→ **WHAT YOU NEED TO DO**: From the line that includes "Emit a web page" to the last line of the records, inclusive, repeat each line exactly.

╭──

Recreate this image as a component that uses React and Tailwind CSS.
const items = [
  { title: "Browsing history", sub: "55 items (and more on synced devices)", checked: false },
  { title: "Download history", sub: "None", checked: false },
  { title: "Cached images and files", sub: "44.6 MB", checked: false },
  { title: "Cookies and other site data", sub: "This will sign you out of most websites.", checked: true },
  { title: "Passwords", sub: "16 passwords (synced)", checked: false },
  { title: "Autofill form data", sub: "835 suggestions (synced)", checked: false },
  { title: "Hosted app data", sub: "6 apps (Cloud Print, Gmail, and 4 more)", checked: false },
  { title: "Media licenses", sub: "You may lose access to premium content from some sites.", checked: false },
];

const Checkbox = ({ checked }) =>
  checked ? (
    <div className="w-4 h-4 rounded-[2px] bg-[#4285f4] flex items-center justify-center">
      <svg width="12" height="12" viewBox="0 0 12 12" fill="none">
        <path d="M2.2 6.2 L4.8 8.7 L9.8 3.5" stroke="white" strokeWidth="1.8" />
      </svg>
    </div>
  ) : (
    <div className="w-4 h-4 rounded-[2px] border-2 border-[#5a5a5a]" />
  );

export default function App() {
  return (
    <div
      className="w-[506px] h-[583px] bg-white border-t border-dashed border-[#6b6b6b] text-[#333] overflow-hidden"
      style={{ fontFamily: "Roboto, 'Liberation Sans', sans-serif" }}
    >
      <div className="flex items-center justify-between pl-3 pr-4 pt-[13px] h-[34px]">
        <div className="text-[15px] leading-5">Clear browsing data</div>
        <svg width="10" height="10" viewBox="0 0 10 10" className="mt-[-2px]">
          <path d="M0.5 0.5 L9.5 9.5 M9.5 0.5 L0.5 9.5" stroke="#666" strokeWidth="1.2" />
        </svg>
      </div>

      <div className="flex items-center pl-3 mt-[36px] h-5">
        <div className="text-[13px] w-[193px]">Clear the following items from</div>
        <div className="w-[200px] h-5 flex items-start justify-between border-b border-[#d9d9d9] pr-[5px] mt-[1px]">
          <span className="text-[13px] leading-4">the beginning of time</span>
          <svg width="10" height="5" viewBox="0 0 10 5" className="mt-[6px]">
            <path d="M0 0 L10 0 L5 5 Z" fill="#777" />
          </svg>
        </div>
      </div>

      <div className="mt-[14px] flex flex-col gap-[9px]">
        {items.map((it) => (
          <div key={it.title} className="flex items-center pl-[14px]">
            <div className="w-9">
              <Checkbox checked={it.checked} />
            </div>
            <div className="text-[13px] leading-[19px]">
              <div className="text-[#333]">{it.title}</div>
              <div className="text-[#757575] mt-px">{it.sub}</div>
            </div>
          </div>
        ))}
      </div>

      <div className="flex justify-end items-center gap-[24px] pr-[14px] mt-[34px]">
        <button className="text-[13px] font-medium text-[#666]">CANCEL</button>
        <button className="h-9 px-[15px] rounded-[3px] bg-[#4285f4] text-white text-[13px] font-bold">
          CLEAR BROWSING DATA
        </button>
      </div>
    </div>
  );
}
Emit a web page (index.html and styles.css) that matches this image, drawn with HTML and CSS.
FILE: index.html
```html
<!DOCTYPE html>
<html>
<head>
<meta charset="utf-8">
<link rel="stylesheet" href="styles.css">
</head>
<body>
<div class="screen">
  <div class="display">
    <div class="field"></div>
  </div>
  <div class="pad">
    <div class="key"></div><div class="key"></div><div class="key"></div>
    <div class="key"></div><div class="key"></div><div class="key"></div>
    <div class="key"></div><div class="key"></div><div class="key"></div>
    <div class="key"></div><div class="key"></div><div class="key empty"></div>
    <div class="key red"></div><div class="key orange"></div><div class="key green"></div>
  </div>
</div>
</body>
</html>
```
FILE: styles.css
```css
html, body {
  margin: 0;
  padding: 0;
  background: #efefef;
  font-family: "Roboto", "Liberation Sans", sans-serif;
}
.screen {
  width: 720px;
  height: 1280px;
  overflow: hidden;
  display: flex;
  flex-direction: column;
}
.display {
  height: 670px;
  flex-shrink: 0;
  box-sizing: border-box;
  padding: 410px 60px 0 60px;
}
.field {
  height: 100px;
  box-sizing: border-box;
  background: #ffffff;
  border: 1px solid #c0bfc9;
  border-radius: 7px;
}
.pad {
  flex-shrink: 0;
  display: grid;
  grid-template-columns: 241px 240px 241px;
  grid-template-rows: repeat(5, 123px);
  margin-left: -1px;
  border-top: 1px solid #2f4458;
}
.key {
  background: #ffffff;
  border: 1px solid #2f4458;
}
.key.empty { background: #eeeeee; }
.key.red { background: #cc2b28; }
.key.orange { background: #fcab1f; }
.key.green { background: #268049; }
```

╰──

→ **COMPLETE RESPONSE**:
Emit a web page (index.html and styles.css) that matches this image, drawn with HTML and CSS.
FILE: index.html
```html
<!DOCTYPE html>
<html>
<head>
<meta charset="utf-8">
<link rel="stylesheet" href="styles.css">
</head>
<body>
<div class="screen">
  <div class="display">
    <div class="field"></div>
  </div>
  <div class="pad">
    <div class="key"></div><div class="key"></div><div class="key"></div>
    <div class="key"></div><div class="key"></div><div class="key"></div>
    <div class="key"></div><div class="key"></div><div class="key"></div>
    <div class="key"></div><div class="key"></div><div class="key empty"></div>
    <div class="key red"></div><div class="key orange"></div><div class="key green"></div>
  </div>
</div>
</body>
</html>
```
FILE: styles.css
```css
html, body {
  margin: 0;
  padding: 0;
  background: #efefef;
  font-family: "Roboto", "Liberation Sans", sans-serif;
}
.screen {
  width: 720px;
  height: 1280px;
  overflow: hidden;
  display: flex;
  flex-direction: column;
}
.display {
  height: 670px;
  flex-shrink: 0;
  box-sizing: border-box;
  padding: 410px 60px 0 60px;
}
.field {
  height: 100px;
  box-sizing: border-box;
  background: #ffffff;
  border: 1px solid #c0bfc9;
  border-radius: 7px;
}
.pad {
  flex-shrink: 0;
  display: grid;
  grid-template-columns: 241px 240px 241px;
  grid-template-rows: repeat(5, 123px);
  margin-left: -1px;
  border-top: 1px solid #2f4458;
}
.key {
  background: #ffffff;
  border: 1px solid #2f4458;
}
.key.empty { background: #eeeeee; }
.key.red { background: #cc2b28; }
.key.orange { background: #fcab1f; }
.key.green { background: #268049; }
```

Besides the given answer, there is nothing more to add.